Basically, per passenger served.

Per mile basis is weird in a metro system because of distortions like how a mile in the centre is both slower and far more in demand than a mile at the edges.



> Per mile basis is weird in a metro system because of distortions like how a mile in the centre is both slower and far more in demand than a mile at the edges.

What's the problem supposed to be? Passenger-miles automatically take that effect into account. They go down when speed goes down, and up when demand goes up.

> both slower and far more in demand

By the way, it sounds like you think this is something strange about a metro system, but higher demand means lower speed for every form of transportation.

> Basically, per passenger served.

This is a mistake; the guy who crosses the whole city has gotten more value out of the metro system than the guy who goes one stop.


I think that you're trying to force metro travel patterns into a normalized format for comparison with other modes that doesn't match actual usage patterns.

If we have to do that, then for my original post, the relevant factor is passenger minutes/hours travelled because the driver's cost scales with time not distance.

My cost is not proportional to either, though. If I go to my nearest station and go the next tube stop or if I go five tube stops the fare is the same. If anything it's inversely proportional e.g. the longer I spend on the train, the less I contribute to the driver's hourly wage.

The amount of time I spend and the amount of value I derive is entirely irrelevant to any of this.

I'm not especially interested in any of this beyond my original point that the cost of the driver is trivial on a per passenger basis, my back of the envelope calculation gives the same result (doesn't matter) even if you 3x or 0.33x the outcome.

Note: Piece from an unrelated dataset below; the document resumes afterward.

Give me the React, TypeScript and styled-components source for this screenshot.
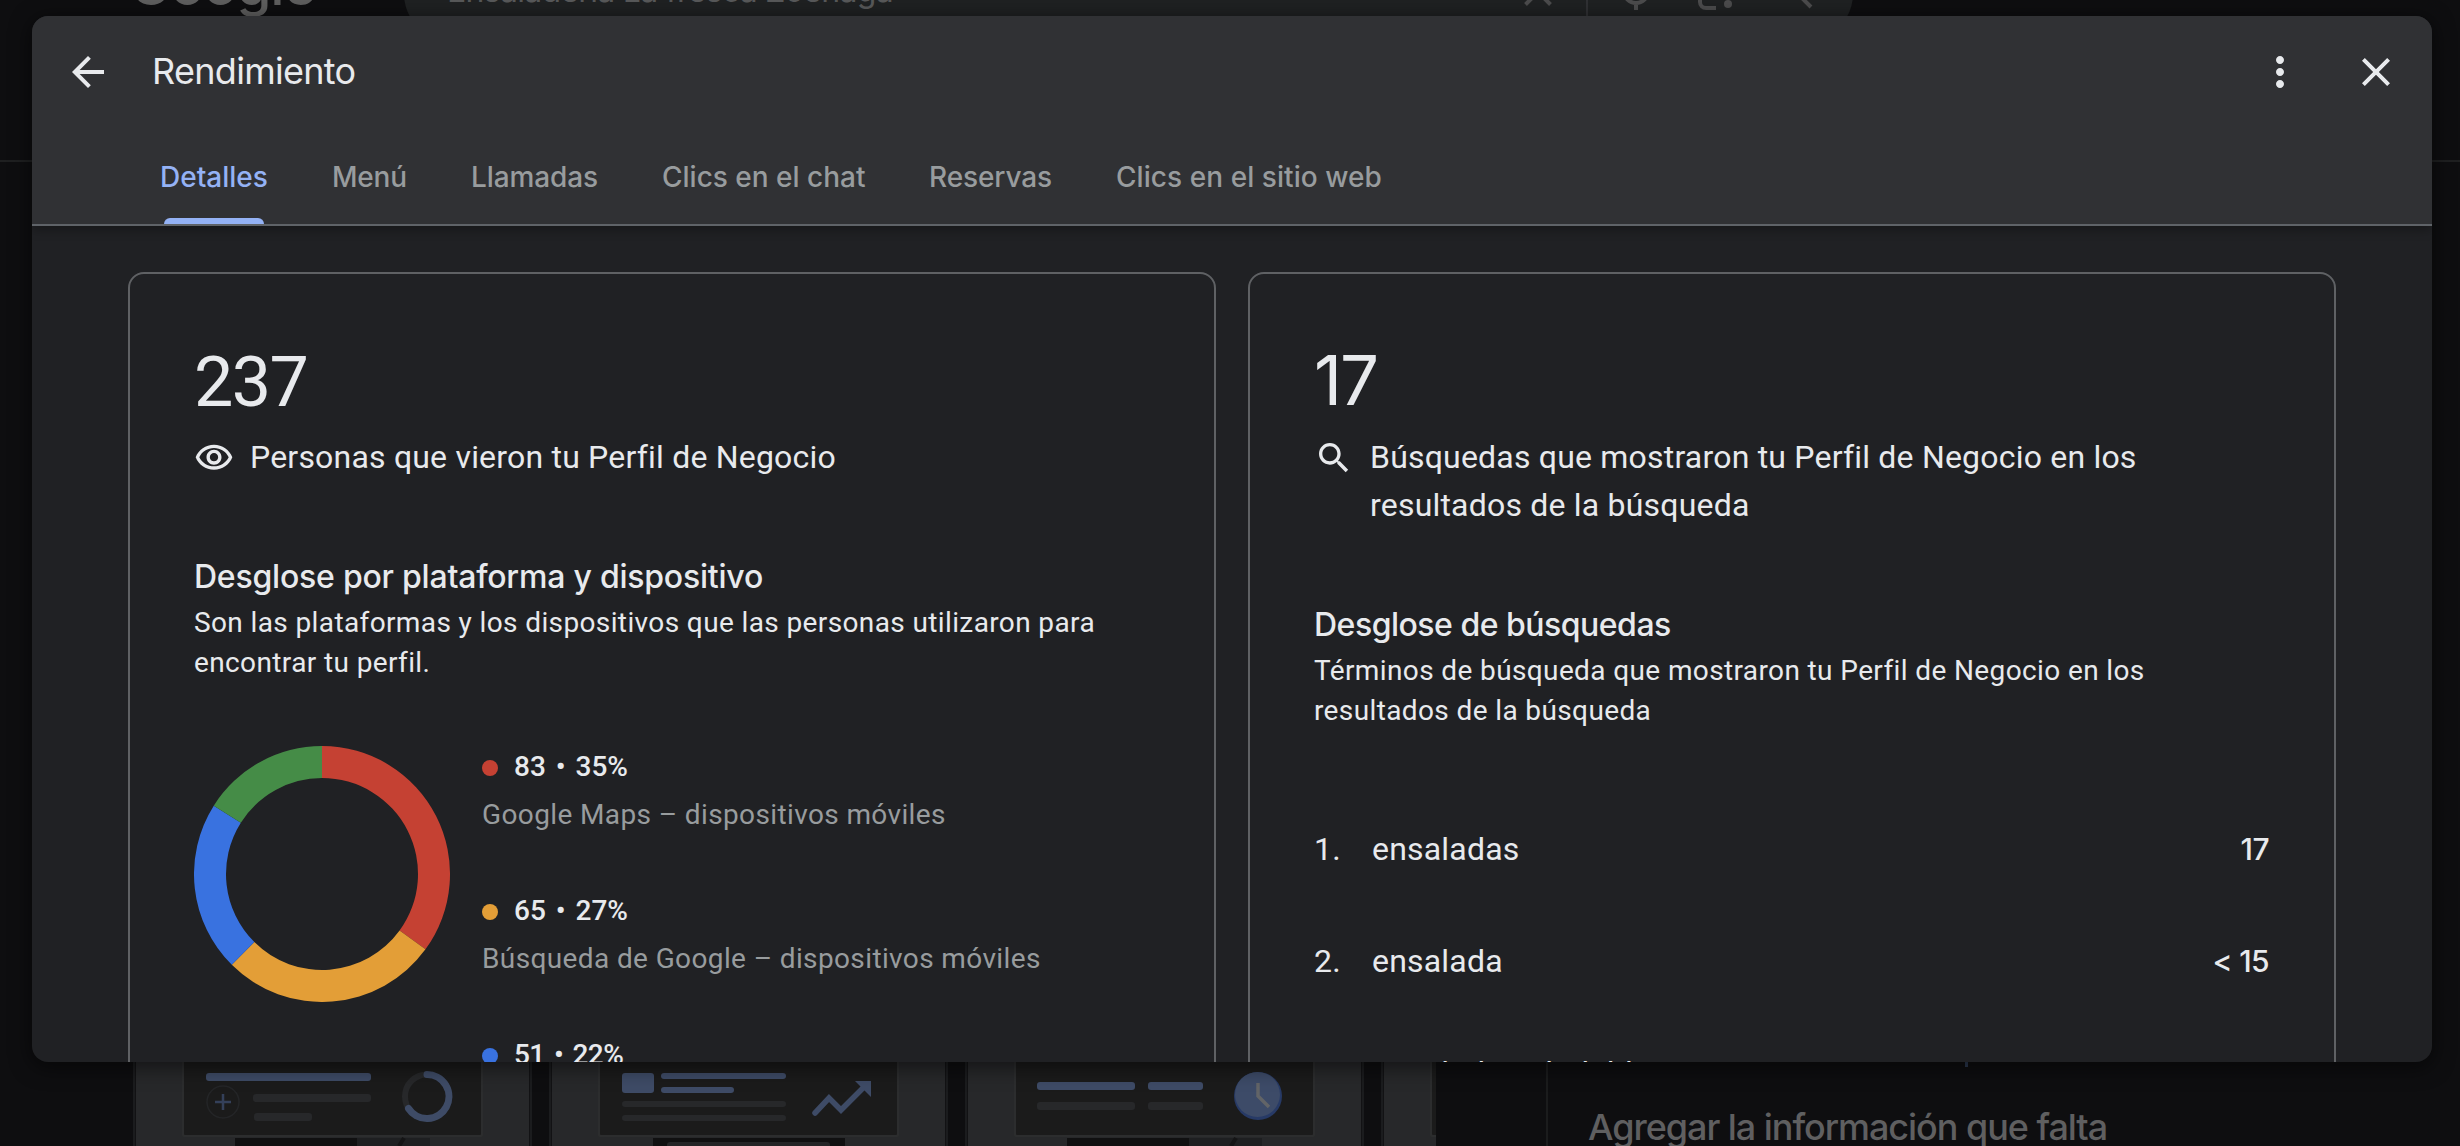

> "the guy who crosses the whole city has gotten more value out of the metro system than the guy who goes one stop."

Not necessarily. The value you receive from a transportation service is mostly a function how badly you want/need to be at the destination, as well as things like how comfortable and fast the ride is. If anything, the guy travelling a shorter distance got more value because his ride took less time!

Or to put it another way, there is little value to me in travelling a long, laborious route all the way across the city if I don't have a pressing need to be at that destination. But if I need to be at work in 30 minutes I get huge value from taking the metro to the nearby station, even if it's only 2 stops away.


Your analysis doesn't work. In your terms, the guy who crosses the city has paid more (by spending more time) for what he received, and so you still assess him as having valued the trip more than the one-stop guy.

> But if I need to be at work in 30 minutes I get huge value from taking the metro to the nearby station, even if it's only 2 stops away.

Not really; as you just noted, the subway is a very slow method of covering distance. If you're in a hurry, it's not going to beat the alternatives.


> "the guy who crosses the city has paid more (by spending more time) for what he received, and so you still assess him as having valued the trip more than the one-stop guy."

No, I think you misread or misunderstood what I wrote. My point is that the "value" derived from a trip is _not_ proportional to the distance travelled.

> "Not really; as you just noted, the subway is a very slow method of covering distance. If you're in a hurry, it's not going to beat the alternatives."

In London, the tube or train is often the fastest way to get somewhere, particularly at rush hour. But if I place a high value on comfort, perhaps I'd consider that I get more value from a taxi ride even if it takes the same amount of time: the tube can be very hot and crowded! I'd then have to consider whether the extra value gained is enough to justify the higher cost of the taxi ride.